2411. Do you say the general understanding is that the payment is to be in goods, and also that you have sometimes to buy goods because you are importuned to do so?-Decidedly. I say I do buy them sometimes, because I cannot get rid of the customer otherwise, but these are exceptional cases.

2412. Is it because of the importunity, or because it is the general custom, that the payment is in goods?-That has been a tradition from time immemorial.

2413. But you have assigned the fact of paying in goods to both of these causes, and I wish to know which of them it is that you really refer it to?-It is sometimes the one and sometimes the other.

2414. But you are not obliged to buy hosiery and pay with goods unless you like?-Not at all; nor for money either. What I stated was, that I would rather pay in cash for a good article which I can sell again, than purchase a thing on barter that I have a great risk in selling.
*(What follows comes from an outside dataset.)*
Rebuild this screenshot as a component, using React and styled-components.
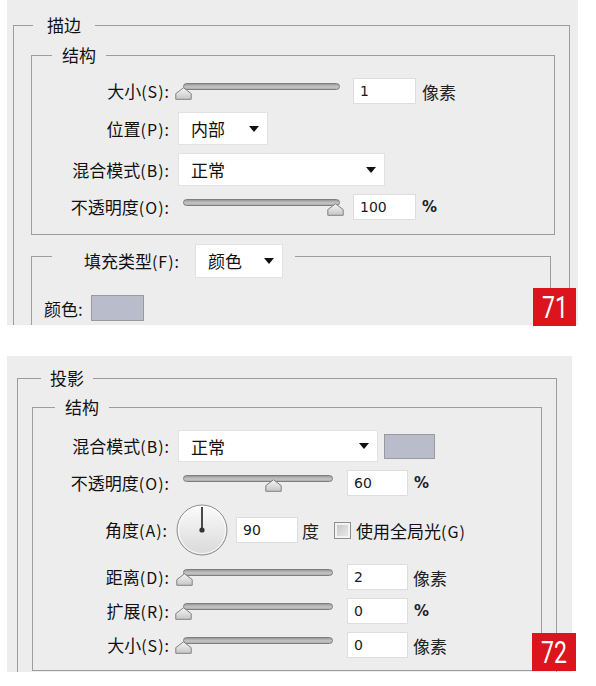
import React from "react";
import styled, { createGlobalStyle } from "styled-components";

const Global = createGlobalStyle`
  html, body { margin: 0; padding: 0; background: #ffffff; }
  body {
    font-family: "Noto Sans CJK SC", "Noto Sans", sans-serif;
    color: #111111;
  }
`;

const Page = styled.div`
  width: 596px;
  height: 686px;
  box-sizing: border-box;
  padding-left: 7px;
  display: flex;
  flex-direction: column;
  gap: 31px;
`;

const Panel = styled.section`
  position: relative;
  width: ${(p) => p.$w}px;
  height: ${(p) => p.$h}px;
  flex: none;
`;

const Clip = styled.div`
  height: 100%;
  overflow: hidden;
  background: #ededed;
  display: flow-root;
`;

const Group = styled.fieldset`
  margin: ${(p) => p.$m};
  padding: ${(p) => p.$p};
  border: 1px solid #9d9d9d;
  min-width: 0;
`;

const Caption = styled.legend`
  margin-left: ${(p) => p.$ml}px;
  padding: 0 ${(p) => p.$pr ?? p.$pad}px 0 ${(p) => p.$pad}px;
  height: ${(p) => p.$h || 20}px;
  line-height: 20px;
  font-size: 17px;
  box-sizing: border-box;
`;

const CaptionLine = styled.div`
  display: flex;
  align-items: flex-start;
  gap: ${(p) => p.$gap}px;
`;

const Rows = styled.div`
  display: flex;
  flex-direction: column;
  gap: 8px;
`;

const Row = styled.div`
  display: flex;
  align-items: center;
`;

const FieldLabel = styled.div`
  flex: none;
  width: ${(p) => p.$w}px;
  margin-right: ${(p) => p.$gap ?? 8}px;
  text-align: right;
  font-size: 17px;
  line-height: ${(p) => p.$lh || 26}px;
  white-space: nowrap;
`;

const Key = styled.span`
  font-size: 16px;
  letter-spacing: 1px;
`;

const DropBox = styled.div`
  flex: none;
  width: ${(p) => p.$w}px;
  height: ${(p) => p.$h}px;
  box-sizing: border-box;
  background: #ffffff;
  border: 1px solid #e2e2e2;
  display: flex;
  align-items: center;
  justify-content: space-between;
  padding: 0 8px 0 12px;
  font-size: 17px;
`;

const Dropdown = ({ w, h = 32, children }) => (
  <DropBox $w={w} $h={h}>
    <span>{children}</span>
    <svg width="10" height="6" viewBox="0 0 10 6">
      <polygon points="0,0 10,0 5,6" fill="#111" />
    </svg>
  </DropBox>
);

const SliderBox = styled.div`
  position: relative;
  flex: none;
  width: ${(p) => p.$w}px;
  height: 26px;
`;

const Track = styled.div`
  margin: 5px 0 0 5px;
  height: 7px;
  box-sizing: border-box;
  border: 1px solid #7e7e7e;
  border-radius: 4px;
  background: linear-gradient(#999999, #c6c6c6 60%, #adadad);
`;

const ThumbWrap = styled.div`
  position: absolute;
  top: 9px;
  width: 17px;
  height: 13px;
  line-height: 0;
`;

const Slider = ({ w, value }) => (
  <SliderBox $w={w}>
    <Track />
    <ThumbWrap style={{ left: 5 + value * (w - 5) - 8.5 }}>
      <svg width="17" height="13" viewBox="0 0 17 13">
        <defs>
          <linearGradient id="thumbFill" x1="0" y1="0" x2="0" y2="1">
            <stop offset="0" stopColor="#f6f6f6" />
            <stop offset="1" stopColor="#c6c6c6" />
          </linearGradient>
        </defs>
        <path
          d="M8.5 0.8 L16.2 6.6 V12.3 H0.8 V6.6 Z"
          fill="url(#thumbFill)"
          stroke="#808080"
          strokeWidth="1"
        />
      </svg>
    </ThumbWrap>
  </SliderBox>
);

const NumBox = styled.input`
  flex: none;
  width: ${(p) => p.$w}px;
  height: 26px;
  box-sizing: border-box;
  margin: 0 0 0 ${(p) => p.$ml}px;
  padding: 0 0 0 6px;
  border: 1px solid #dedede;
  background: #ffffff;
  font-family: "DejaVu Sans", sans-serif;
  font-size: 14px;
  color: #1a1a1a;
  outline: none;
`;

const Unit = styled.span`
  margin-left: ${(p) => p.$ml}px;
  font-size: ${(p) => (p.$pct ? 15 : 17)}px;
  font-family: ${(p) =>
    p.$pct ? '"DejaVu Sans", sans-serif' : '"Noto Sans CJK SC", sans-serif'};
  font-weight: ${(p) => (p.$pct ? 700 : 400)};
  color: #222222;
  white-space: nowrap;
`;

const Swatch = styled.div`
  flex: none;
  width: ${(p) => p.$w}px;
  height: ${(p) => p.$h}px;
  margin-left: ${(p) => p.$ml}px;
  box-sizing: border-box;
  background: #b8bccb;
  border: 1px solid #9a9a9a;
`;

const DialWrap = styled.div`
  flex: none;
  width: 52px;
  height: 52px;
  line-height: 0;
`;

const Dial = () => (
  <DialWrap>
    <svg width="52" height="52" viewBox="0 0 52 52">
      <defs>
        <linearGradient id="dialFill" x1="0" y1="0" x2="0" y2="1">
          <stop offset="0" stopColor="#fbfbfb" />
          <stop offset="1" stopColor="#d9d9d9" />
        </linearGradient>
      </defs>
      <circle cx="26" cy="26" r="25" fill="url(#dialFill)" stroke="#8e8e8e" strokeWidth="1" />
      <circle cx="26" cy="26" r="23.5" fill="none" stroke="#ffffff" strokeWidth="1" opacity="0.8" />
      <line x1="26" y1="26" x2="26" y2="3" stroke="#4a4a4a" strokeWidth="2" />
      <circle cx="26" cy="26" r="2.6" fill="#333" />
    </svg>
  </DialWrap>
);

const CheckBox = styled.div`
  flex: none;
  width: 17px;
  height: 17px;
  box-sizing: border-box;
  margin-left: ${(p) => p.$ml}px;
  border: 1px solid #8f8f8f;
  box-shadow: inset 0 0 0 2px #f3f3f3;
  background: linear-gradient(135deg, #c4c4c4, #ececec);
`;

const CheckText = styled.span`
  margin-left: 5px;
  font-size: 17px;
  white-space: nowrap;
`;

const Badge = styled.div`
  position: absolute;
  right: ${(p) => p.$right}px;
  bottom: ${(p) => p.$bottom}px;
  width: ${(p) => p.$w}px;
  height: 38px;
  background: #dc141e;
  color: #ffffff;
  display: flex;
  align-items: center;
  justify-content: center;
  font-family: Roboto, "Liberation Sans", sans-serif;
  font-size: 32px;
`;

const BadgeText = styled.span`
  display: inline-block;
  transform: scaleX(0.72);
  line-height: 1;
`;

const ColorRow = styled.div`
  display: flex;
  align-items: center;
  padding-left: 12px;
  font-size: 17px;
`;

export default function App() {
  return (
    <>
      <Global />
      <Page>
        <Panel $w={571} $h={325}>
          <Clip>
            <Group $m="15px 8px 0 6px" $p="0 0 30px 0">
              <Caption $ml={19} $pad={14}>描边</Caption>
              <Group $m="10px 14px 0 17px" $p="13px 0 14px 0">
                <Caption $ml={20} $pad={10}>结构</Caption>
                <Rows>
                  <Row>
                    <FieldLabel $w={138}>大小<Key>(S):</Key></FieldLabel>
                    <Slider w={162} value={0.004} />
                    <NumBox $w={63} $ml={13} readOnly value="1" />
                    <Unit $ml={6}>像素</Unit>
                  </Row>
                  <Row>
                    <FieldLabel $w={138} $lh={32}>位置<Key>(P):</Key></FieldLabel>
                    <Dropdown w={90} h={33}>内部</Dropdown>
                  </Row>
                  <Row>
                    <FieldLabel $w={138} $lh={32}>混合模式<Key>(B):</Key></FieldLabel>
                    <Dropdown w={207} h={33}>正常</Dropdown>
                  </Row>
                  <Row>
                    <FieldLabel $w={138}>不透明度<Key>(O):</Key></FieldLabel>
                    <Slider w={162} value={0.97} />
                    <NumBox $w={63} $ml={13} readOnly value="100" />
                    <Unit $ml={6} $pct>%</Unit>
                  </Row>
                </Rows>
              </Group>
              <Group $m="9px 18px 0 17px" $p="27px 0 20px 0">
                <Caption $ml={20} $pad={0} $pr={12} $h={24}>
                  <CaptionLine $gap={15}>
                    <FieldLabel $w={128} $gap={0} $lh={34}>填充类型<Key>(F):</Key></FieldLabel>
                    <Dropdown w={88} h={34}>颜色</Dropdown>
                  </CaptionLine>
                </Caption>
                <ColorRow>
                  颜色:
                  <Swatch $w={53} $h={26} $ml={8} />
                </ColorRow>
              </Group>
            </Group>
          </Clip>
          <Badge $right={2} $bottom={-1} $w={43}>
            <BadgeText>71</BadgeText>
          </Badge>
        </Panel>

        <Panel $w={565} $h={316}>
          <Clip>
            <Group $m="12px 15px 0 10px" $p="0 0 30px 0">
              <Caption $ml={23} $pad={9}>投影</Caption>
              <Group $m="9px 14px 0 14px" $p="13px 0 12px 0">
                <Caption $ml={22} $pad={10}>结构</Caption>
                <Rows>
                  <Row>
                    <FieldLabel $w={137} $lh={32}>混合模式<Key>(B):</Key></FieldLabel>
                    <Dropdown w={200} h={32}>正常</Dropdown>
                    <Swatch $w={51} $h={25} $ml={6} />
                  </Row>
                  <Row>
                    <FieldLabel $w={137}>不透明度<Key>(O):</Key></FieldLabel>
                    <Slider w={155} value={0.6} />
                    <NumBox $w={61} $ml={14} readOnly value="60" />
                    <Unit $ml={6} $pct>%</Unit>
                  </Row>
                  <Row>
                    <FieldLabel $w={135} $lh={52}>角度<Key>(A):</Key></FieldLabel>
                    <Dial />
                    <NumBox $w={62} $ml={8} readOnly value="90" />
                    <Unit $ml={4}>度</Unit>
                    <CheckBox $ml={15} />
                    <CheckText>使用全局光<Key>(G)</Key></CheckText>
                  </Row>
                  <Row>
                    <FieldLabel $w={137}>距离<Key>(D):</Key></FieldLabel>
                    <Slider w={155} value={0.01} />
                    <NumBox $w={61} $ml={14} readOnly value="2" />
                    <Unit $ml={5}>像素</Unit>
                  </Row>
                  <Row>
                    <FieldLabel $w={137}>扩展<Key>(R):</Key></FieldLabel>
                    <Slider w={155} value={0} />
                    <NumBox $w={61} $ml={14} readOnly value="0" />
                    <Unit $ml={6} $pct>%</Unit>
                  </Row>
                  <Row>
                    <FieldLabel $w={137}>大小<Key>(S):</Key></FieldLabel>
                    <Slider w={155} value={0} />
                    <NumBox $w={61} $ml={14} readOnly value="0" />
                    <Unit $ml={5}>像素</Unit>
                  </Row>
                </Rows>
              </Group>
            </Group>
          </Clip>
          <Badge $right={-4} $bottom={1} $w={44}>
            <BadgeText>72</BadgeText>
          </Badge>
        </Panel>
      </Page>
    </>
  );
}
That is the whole import and purpose of what I said.

2415. You instanced one transaction,-that which you had with Elizabeth Gifford?-Yes; and there is another girl, Catherine Brown, who is in Leith just now, from whom I bought a great number of shawls, and paid her cash down for them.

2416. Was that long ago?-It has gone over a number of years.

2417. Was your reason for paying the cash the same in that case: because the articles which you got from her were good?-Yes; they were prime articles.

2418. Is there any one else you wish to mention?-There are many cases in which I paid cash for hosiery articles, although I could not name the persons just now. They were people whose faces I knew, but I cannot recollect their names.

2419. Were these cases in which you paid the whole value in cash?-Yes.